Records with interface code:
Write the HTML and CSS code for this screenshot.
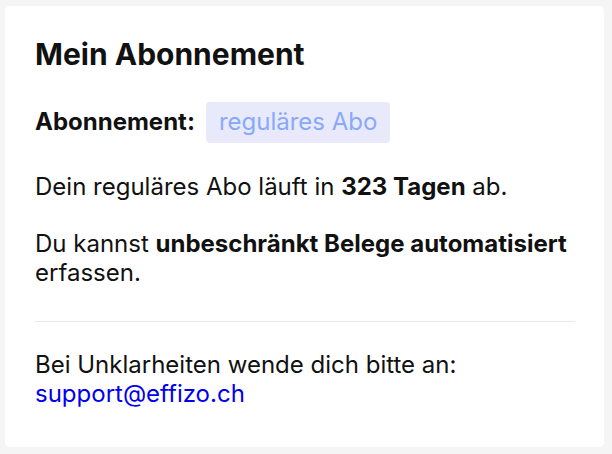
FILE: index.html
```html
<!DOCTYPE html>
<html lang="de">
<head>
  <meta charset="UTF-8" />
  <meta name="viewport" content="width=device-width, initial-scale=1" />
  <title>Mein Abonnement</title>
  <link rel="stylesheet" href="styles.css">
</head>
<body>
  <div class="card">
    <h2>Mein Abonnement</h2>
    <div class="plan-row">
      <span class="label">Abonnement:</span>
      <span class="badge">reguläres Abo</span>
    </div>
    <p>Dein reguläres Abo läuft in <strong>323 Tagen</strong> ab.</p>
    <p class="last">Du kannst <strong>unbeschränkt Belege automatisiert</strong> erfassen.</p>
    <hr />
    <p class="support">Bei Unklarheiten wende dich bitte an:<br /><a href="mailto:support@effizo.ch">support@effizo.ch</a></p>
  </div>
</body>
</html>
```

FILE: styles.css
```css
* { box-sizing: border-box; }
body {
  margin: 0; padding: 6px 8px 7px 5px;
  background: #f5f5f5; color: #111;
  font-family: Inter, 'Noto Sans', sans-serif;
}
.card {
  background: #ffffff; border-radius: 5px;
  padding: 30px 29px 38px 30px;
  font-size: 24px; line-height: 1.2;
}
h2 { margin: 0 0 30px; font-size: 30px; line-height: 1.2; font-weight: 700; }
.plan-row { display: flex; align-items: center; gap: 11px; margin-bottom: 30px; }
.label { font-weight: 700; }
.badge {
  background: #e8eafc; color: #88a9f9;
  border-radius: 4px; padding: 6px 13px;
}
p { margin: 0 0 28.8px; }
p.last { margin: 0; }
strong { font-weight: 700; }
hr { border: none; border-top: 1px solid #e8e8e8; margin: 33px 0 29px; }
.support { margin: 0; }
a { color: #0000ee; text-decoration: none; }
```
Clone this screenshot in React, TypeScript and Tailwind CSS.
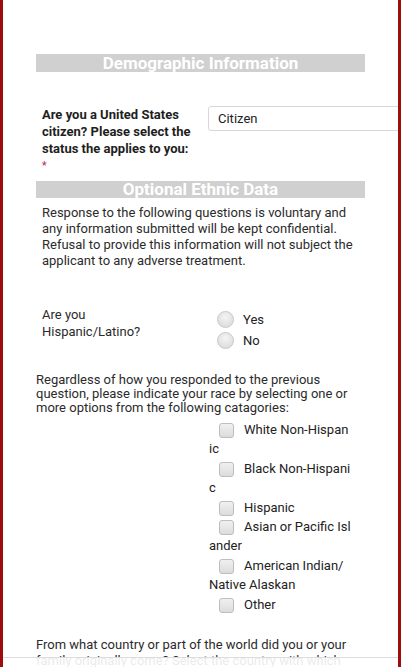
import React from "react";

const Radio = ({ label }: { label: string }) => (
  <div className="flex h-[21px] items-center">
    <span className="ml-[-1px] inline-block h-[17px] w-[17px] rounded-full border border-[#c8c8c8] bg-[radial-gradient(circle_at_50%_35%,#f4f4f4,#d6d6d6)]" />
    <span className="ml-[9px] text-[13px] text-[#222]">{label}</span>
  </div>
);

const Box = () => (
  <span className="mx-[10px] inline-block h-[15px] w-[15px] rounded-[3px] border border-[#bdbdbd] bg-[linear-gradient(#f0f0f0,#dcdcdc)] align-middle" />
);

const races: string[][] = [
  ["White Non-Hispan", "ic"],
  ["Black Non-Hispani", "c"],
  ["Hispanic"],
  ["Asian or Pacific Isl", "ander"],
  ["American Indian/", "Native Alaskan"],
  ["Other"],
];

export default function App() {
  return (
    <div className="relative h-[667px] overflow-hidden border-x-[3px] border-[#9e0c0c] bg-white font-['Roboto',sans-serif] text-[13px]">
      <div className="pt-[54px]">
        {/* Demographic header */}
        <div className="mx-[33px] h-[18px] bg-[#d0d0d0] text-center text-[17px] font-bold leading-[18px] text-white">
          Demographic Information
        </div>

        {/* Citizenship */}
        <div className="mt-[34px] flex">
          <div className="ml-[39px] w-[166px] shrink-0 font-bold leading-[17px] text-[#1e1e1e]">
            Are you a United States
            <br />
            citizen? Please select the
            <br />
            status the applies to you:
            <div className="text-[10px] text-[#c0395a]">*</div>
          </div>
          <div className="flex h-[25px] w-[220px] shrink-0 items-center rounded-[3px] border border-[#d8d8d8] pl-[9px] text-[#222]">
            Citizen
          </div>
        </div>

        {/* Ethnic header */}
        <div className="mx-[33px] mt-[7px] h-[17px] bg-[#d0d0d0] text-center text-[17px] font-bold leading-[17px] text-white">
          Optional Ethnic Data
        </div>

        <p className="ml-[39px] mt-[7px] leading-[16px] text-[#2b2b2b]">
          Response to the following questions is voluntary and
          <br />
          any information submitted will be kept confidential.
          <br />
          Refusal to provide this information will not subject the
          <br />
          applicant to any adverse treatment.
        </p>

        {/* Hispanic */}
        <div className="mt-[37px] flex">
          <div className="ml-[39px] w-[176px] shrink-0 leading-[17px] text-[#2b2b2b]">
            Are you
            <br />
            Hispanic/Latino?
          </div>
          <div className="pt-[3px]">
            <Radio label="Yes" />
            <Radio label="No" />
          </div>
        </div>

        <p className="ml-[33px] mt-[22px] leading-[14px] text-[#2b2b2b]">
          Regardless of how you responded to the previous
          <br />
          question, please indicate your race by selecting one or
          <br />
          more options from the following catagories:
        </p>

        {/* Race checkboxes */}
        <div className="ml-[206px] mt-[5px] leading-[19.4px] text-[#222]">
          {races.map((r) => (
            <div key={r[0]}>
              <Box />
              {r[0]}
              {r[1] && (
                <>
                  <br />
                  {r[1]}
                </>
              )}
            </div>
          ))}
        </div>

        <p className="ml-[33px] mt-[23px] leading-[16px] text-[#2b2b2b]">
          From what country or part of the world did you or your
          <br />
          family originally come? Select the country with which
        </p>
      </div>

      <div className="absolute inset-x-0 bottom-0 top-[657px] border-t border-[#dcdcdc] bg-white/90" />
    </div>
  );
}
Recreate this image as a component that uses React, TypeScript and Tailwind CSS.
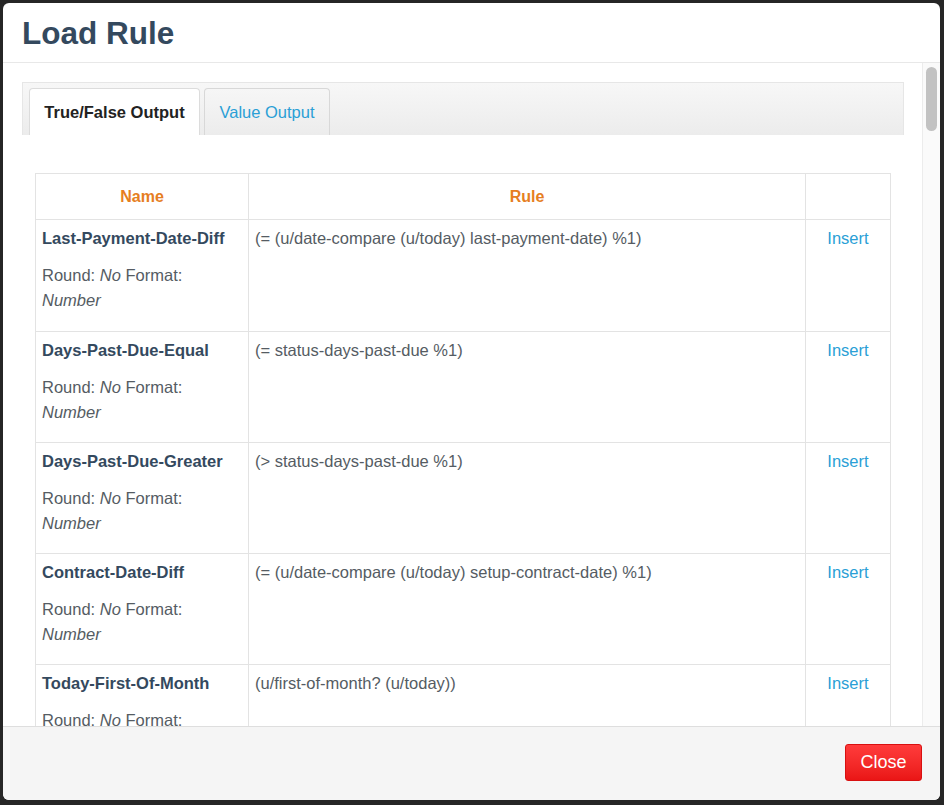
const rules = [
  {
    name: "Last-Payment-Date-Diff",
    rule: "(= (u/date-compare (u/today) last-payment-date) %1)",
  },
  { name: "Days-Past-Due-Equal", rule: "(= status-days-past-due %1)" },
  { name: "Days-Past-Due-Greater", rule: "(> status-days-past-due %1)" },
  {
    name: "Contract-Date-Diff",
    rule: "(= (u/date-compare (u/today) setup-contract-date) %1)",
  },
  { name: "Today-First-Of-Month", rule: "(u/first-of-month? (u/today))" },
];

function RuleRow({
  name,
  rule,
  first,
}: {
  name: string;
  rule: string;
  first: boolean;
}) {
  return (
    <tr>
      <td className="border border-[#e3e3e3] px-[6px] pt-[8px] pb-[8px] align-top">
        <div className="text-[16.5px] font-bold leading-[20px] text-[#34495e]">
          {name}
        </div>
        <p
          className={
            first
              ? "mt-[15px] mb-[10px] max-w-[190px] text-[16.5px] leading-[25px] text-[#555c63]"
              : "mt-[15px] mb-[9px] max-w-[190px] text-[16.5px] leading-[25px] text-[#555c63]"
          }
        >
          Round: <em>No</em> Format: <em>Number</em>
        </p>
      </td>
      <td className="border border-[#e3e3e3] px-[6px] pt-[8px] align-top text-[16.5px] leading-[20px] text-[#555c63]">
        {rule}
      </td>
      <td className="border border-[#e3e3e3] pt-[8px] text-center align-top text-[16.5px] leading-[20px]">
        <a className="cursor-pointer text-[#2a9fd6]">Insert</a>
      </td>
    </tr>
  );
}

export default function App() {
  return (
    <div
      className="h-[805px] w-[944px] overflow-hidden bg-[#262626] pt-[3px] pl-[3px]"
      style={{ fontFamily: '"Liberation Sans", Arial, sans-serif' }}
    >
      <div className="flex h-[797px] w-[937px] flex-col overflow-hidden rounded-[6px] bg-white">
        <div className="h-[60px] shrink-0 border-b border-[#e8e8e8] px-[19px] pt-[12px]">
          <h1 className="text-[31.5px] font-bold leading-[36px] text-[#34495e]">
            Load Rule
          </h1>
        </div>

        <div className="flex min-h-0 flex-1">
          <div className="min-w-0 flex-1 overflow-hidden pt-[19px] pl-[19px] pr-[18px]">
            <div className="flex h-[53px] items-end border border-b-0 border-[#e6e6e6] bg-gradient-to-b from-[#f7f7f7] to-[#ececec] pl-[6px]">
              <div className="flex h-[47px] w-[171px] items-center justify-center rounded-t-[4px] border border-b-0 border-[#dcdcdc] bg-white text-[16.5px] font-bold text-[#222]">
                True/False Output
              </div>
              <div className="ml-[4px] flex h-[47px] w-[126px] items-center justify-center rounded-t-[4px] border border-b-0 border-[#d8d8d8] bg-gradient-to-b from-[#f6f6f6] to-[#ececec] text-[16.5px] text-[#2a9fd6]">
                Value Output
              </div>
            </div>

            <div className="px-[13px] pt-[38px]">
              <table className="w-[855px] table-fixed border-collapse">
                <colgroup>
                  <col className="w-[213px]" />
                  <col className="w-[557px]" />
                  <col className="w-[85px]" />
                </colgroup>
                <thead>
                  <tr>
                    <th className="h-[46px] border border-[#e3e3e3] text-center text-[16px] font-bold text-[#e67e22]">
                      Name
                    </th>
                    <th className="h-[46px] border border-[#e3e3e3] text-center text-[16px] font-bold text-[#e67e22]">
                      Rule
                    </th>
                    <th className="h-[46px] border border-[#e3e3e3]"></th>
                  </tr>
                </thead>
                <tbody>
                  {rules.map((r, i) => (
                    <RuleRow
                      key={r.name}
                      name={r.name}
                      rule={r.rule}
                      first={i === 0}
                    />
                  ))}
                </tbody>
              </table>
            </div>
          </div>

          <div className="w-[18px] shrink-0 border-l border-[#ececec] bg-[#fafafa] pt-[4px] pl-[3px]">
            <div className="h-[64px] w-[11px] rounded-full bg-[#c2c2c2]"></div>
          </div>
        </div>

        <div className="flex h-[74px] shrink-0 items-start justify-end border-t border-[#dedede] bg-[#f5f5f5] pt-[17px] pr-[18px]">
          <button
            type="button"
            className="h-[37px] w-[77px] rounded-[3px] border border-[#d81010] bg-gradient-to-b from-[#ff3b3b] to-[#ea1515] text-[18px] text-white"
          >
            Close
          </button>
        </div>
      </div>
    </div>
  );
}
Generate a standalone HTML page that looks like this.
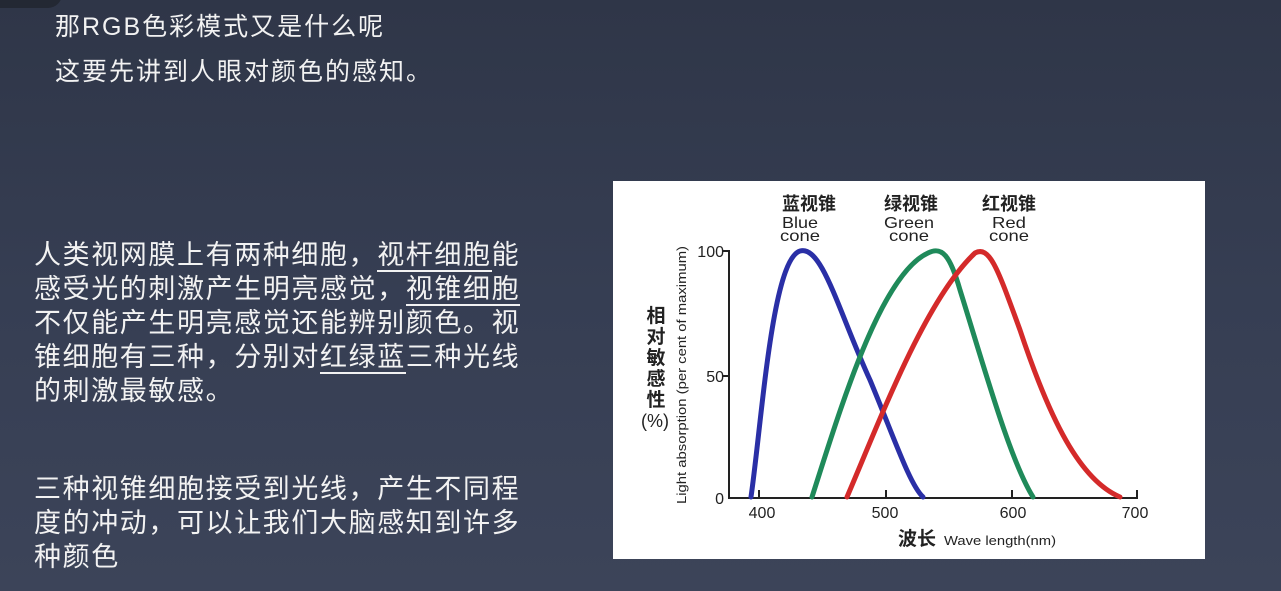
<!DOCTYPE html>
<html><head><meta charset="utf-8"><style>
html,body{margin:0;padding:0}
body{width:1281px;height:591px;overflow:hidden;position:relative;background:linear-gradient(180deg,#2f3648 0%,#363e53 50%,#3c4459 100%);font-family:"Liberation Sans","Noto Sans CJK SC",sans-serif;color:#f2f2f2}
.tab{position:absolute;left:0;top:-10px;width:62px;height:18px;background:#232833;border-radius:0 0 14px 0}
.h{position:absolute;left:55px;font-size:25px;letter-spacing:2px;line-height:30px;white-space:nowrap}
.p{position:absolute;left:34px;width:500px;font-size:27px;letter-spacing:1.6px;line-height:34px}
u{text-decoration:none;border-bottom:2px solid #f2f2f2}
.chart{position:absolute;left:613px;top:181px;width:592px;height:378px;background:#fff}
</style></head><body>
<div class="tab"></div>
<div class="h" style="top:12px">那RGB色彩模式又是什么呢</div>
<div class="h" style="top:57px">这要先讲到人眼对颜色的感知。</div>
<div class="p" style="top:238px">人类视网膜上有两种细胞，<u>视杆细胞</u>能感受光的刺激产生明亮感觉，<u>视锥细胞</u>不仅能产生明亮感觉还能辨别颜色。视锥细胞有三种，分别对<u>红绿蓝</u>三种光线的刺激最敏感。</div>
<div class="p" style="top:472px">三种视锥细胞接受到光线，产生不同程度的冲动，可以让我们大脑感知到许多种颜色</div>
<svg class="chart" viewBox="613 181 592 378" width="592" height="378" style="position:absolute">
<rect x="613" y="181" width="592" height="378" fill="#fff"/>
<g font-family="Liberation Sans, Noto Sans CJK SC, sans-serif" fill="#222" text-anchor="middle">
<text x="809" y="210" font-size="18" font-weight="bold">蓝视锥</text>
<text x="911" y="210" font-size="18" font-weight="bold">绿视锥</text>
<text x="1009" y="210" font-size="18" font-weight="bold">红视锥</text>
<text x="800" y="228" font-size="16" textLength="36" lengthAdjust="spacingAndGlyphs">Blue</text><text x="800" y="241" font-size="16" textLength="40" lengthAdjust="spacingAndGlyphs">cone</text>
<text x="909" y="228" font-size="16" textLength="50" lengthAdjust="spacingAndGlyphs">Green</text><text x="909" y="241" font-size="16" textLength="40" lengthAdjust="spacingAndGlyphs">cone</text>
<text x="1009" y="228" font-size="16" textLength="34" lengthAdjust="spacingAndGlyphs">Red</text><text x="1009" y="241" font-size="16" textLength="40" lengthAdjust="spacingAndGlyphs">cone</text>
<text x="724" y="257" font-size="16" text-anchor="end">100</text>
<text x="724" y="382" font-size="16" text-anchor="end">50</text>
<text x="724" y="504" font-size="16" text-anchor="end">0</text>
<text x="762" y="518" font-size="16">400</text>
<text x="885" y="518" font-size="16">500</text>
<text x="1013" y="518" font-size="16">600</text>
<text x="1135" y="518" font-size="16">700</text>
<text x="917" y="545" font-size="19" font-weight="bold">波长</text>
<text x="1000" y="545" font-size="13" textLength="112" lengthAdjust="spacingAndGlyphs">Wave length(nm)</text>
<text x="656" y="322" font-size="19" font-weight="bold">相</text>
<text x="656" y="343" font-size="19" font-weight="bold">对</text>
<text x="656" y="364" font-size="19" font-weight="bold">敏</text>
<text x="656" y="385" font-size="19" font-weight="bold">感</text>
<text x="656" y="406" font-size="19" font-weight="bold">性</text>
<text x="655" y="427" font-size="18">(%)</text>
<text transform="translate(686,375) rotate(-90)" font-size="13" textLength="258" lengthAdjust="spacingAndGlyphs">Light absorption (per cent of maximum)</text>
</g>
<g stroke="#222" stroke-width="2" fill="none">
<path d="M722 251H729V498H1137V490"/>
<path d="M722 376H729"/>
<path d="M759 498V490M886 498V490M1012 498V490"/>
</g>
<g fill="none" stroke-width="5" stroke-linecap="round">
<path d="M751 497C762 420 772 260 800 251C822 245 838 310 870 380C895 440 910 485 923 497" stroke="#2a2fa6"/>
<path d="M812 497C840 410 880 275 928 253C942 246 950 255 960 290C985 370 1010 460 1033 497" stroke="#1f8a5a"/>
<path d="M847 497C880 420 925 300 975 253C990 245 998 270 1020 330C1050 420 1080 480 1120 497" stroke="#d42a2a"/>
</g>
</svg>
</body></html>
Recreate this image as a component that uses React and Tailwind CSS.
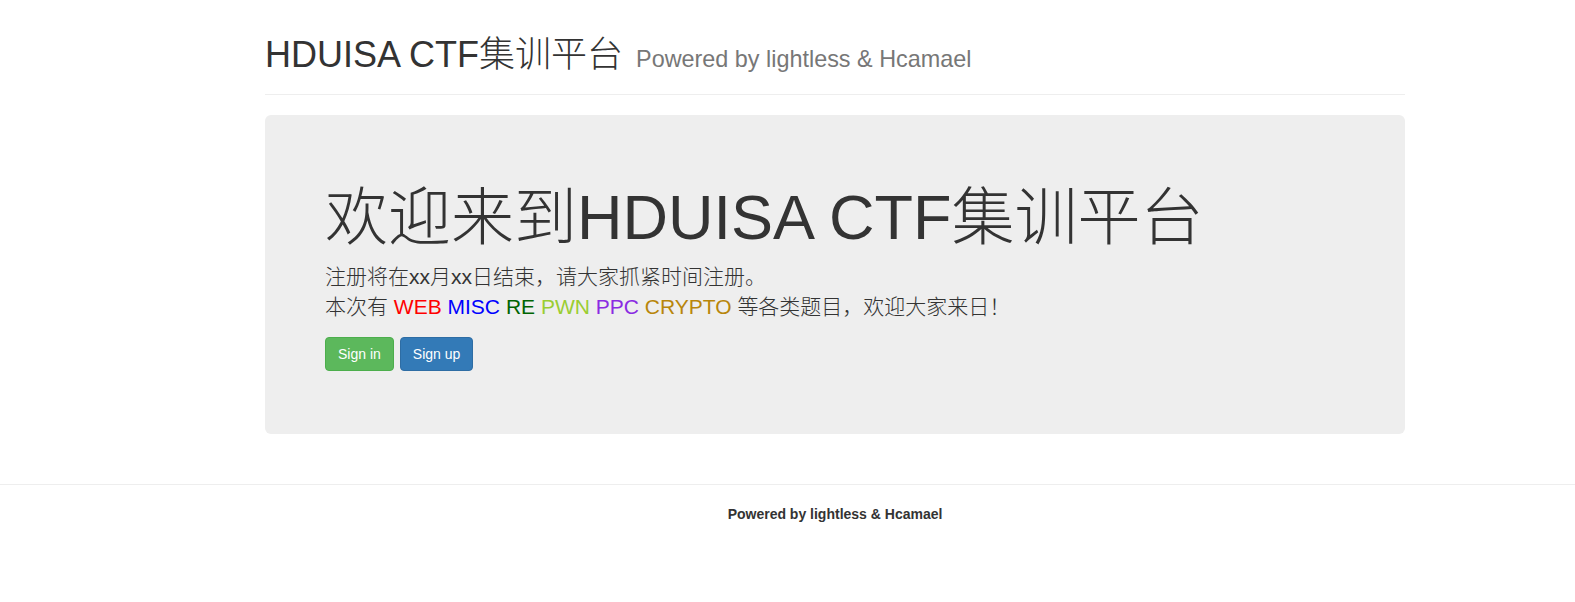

What you have to do> Copy out every line where the word "image" occurs.

Written solution>
Recreate this image as a component that uses React, TypeScript and Tailwind CSS.
Recreate this image as a component that uses React and Tailwind CSS.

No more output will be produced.